Kelana mengakui ada beberapa pengarang yang punya komitmen terhadap kelompok terpinggirkan, persis semangat kemanusiaan yang dekolonial. Salah satunya adalah Mahfud Ikhwan yang gacor bicara konflik agraria dalam kepengarangannya. “Bila Mahfud hidup pada 60-an, mudah untuk bilang bahwa dia adalah pengarang Lekra,” Kelana berkelakar.

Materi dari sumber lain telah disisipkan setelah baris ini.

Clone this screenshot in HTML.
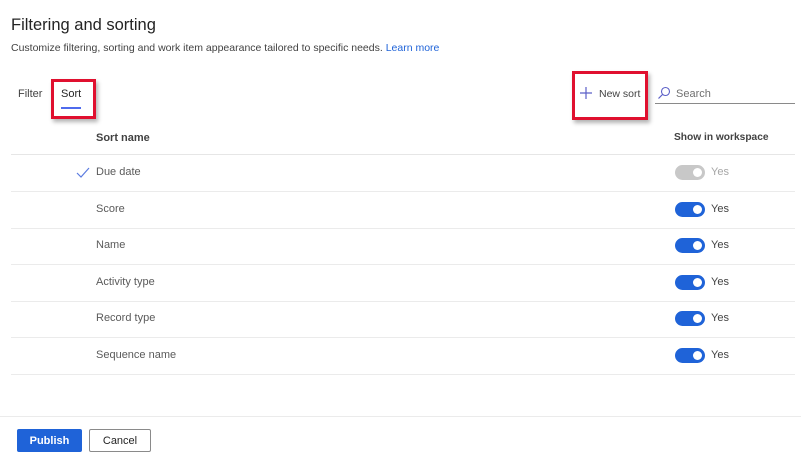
<!DOCTYPE html>
<html><head><style>
body{margin:0;width:801px;height:463px;background:#fff;font-family:"Liberation Sans",sans-serif;color:#242424;position:relative;overflow:hidden}
.a{position:absolute;white-space:nowrap}
.row{position:absolute;left:11px;width:784px;height:36px;border-bottom:1px solid #ebebeb}
.nm{position:absolute;left:85px;top:11px;font-size:11px;color:#5a5a5a}
.tg{position:absolute;left:664px;top:10px;width:30px;height:15px;border-radius:8px;background:#1f63d8}
.tg:after{content:"";position:absolute;right:3px;top:3px;width:9px;height:9px;border-radius:50%;background:#fff}
.y{position:absolute;left:700px;top:11px;font-size:11px;color:#424242}
.red{position:absolute;border:3px solid #e0102f;box-shadow:2px 3px 4px rgba(0,0,0,.3)}
</style></head><body>
<div class="a" style="left:11px;top:16px;font-size:16.5px;color:#242424">Filtering and sorting</div>
<div class="a" style="left:11px;top:42px;font-size:10.5px;color:#424242">Customize filtering, sorting and work item appearance tailored to specific needs. <span style="color:#1f63d8">Learn more</span></div>
<div class="a" style="left:18px;top:88px;font-size:11px;color:#424242">Filter</div>
<div class="a" style="left:61px;top:88px;font-size:11px;color:#242424">Sort</div>
<div class="a" style="left:61px;top:107px;width:20px;height:2px;background:#4f6bed"></div>
<div class="red" style="left:51px;top:79px;width:39px;height:34px"></div>
<svg class="a" style="left:579px;top:86px" width="14" height="14"><path d="M7 1v12M1 7h12" stroke="#5b5fc7" stroke-width="1.2"/></svg>
<div class="a" style="left:599px;top:88px;font-size:10.5px;color:#424242">New sort</div>
<div class="red" style="left:572px;top:71px;width:70px;height:43px"></div>
<svg class="a" style="left:657px;top:86px" width="14" height="14"><circle cx="8.5" cy="5.5" r="4" fill="none" stroke="#5b5fc7" stroke-width="1.1"/><path d="M5.5 8.5L1.5 12.5" stroke="#5b5fc7" stroke-width="1.2"/></svg>
<div class="a" style="left:676px;top:88px;font-size:11px;color:#707070">Search</div>
<div class="a" style="left:655px;top:103px;width:140px;height:1px;background:#8a8a8a"></div>
<div class="a" style="left:96px;top:132px;font-size:11px;font-weight:bold;color:#424242">Sort name</div>
<div class="a" style="left:674px;top:132px;font-size:10.2px;font-weight:bold;color:#424242">Show in workspace</div>
<div class="a" style="left:11px;top:154px;width:784px;height:1px;background:#e6e6e6"></div>
<div class="row" style="top:155px"><svg class="a" style="left:65px;top:12px" width="14" height="12"><path d="M1 6l4 4 8-9" fill="none" stroke="#5b7be0" stroke-width="1.2"/></svg><div class="nm">Due date</div><div class="tg" style="background:#c8c8c8"></div><div class="y" style="color:#a6a6a6">Yes</div></div>
<div class="row" style="top:192px"><div class="nm">Score</div><div class="tg"></div><div class="y">Yes</div></div>
<div class="row" style="top:228px"><div class="nm">Name</div><div class="tg"></div><div class="y">Yes</div></div>
<div class="row" style="top:265px"><div class="nm">Activity type</div><div class="tg"></div><div class="y">Yes</div></div>
<div class="row" style="top:301px"><div class="nm">Record type</div><div class="tg"></div><div class="y">Yes</div></div>
<div class="row" style="top:338px"><div class="nm">Sequence name</div><div class="tg"></div><div class="y">Yes</div></div>
<div class="a" style="left:0;top:416px;width:801px;height:1px;background:#ebebeb"></div>
<div class="a" style="left:17px;top:429px;width:65px;height:23px;background:#1f63d8;border-radius:2px;color:#fff;font-size:11px;font-weight:bold;text-align:center;line-height:24px">Publish</div>
<div class="a" style="left:89px;top:429px;width:60px;height:21px;border:1px solid #8a8a8a;border-radius:2px;color:#242424;font-size:11px;text-align:center;line-height:22px">Cancel</div>
</body></html>
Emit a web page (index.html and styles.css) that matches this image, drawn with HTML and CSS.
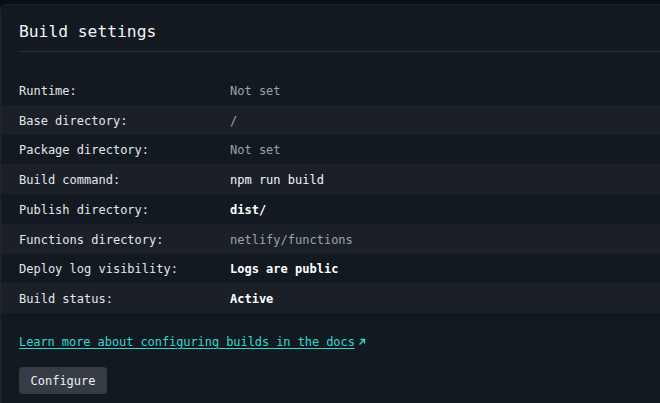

Gelombang dekolonisasi bukan hanya mandek di sastra, namun juga di medan seni-budaya lainnya. Presentasi Bayu soal “Pameran Seni Rupa Kontemporer Negara-negara Non-Blok pada 1995” misalnya. Meski ada spirit dekolonialisasi dengan terma “Perspektif Selatan”, kritik banyak menerpanya. Salah satunya adalah bahwa istilah “Selatan” hanya mengaburkan politik antikolonial Gerakan Non-Blok.

Ada kritik, ada pula pujian. Satu hal yang mengejutkan adalah ajang yang didanai negara ini turut melibatkan pelukis Lekra, Djoko Pekik, untuk berpamer. Saat itu, Orde Baru yang mempersetankan Kiri masih bercokol. 

Artinya, tutur Bayu, ada semangat yang coba diselundupkan; diwariskan. Tendensi itu juga terlihat dari keberadaan Hilmar Farid, sejarawan yang kemudian aktif meriset soal sejarah Kiri, dalam Seminar “Unity in Diversity in international Art”.

Kemandekan ini turut dirasakan Ken Miryam Vivekananda, peserta yang sebelumnya jadi panelis Sesi I di hari yang sama. Namun, dia agak ragu, lantas bertanya ke Dhianita, “Bagaimana dengan program Jalur Rempah? Sepertinya bagus.”

Dhianita yang memaparkan paradigma diplomasi budaya Indonesia sejak era Soekarno tidak lantas menyanggah Ken. Baginya, Jalur Rempah memang program yang ciamik. “Namun, tidak ada agenda politik yang jelas dalam program tersebut. Akhirnya, hanya mengekor pengakuan UNESCO untuk diakui sebagai bangsa berbudaya,” tukasnya menjawab Ken.

Dengan cermat dan kena, Dhianita memungkas presentasinya dengan keresahan yang valid. Digunakannya Tampomas, kapal yang jadi ajang misi budaya Soekarno, sebagai metafora kebijakan diplomasi budaya. “Saat ini, Tampomas berlabuh tanpa kemudi politik di pelabuhan sepi. Dia melempar sauh hanya untuk menjalankan program wajib,” tuturnya.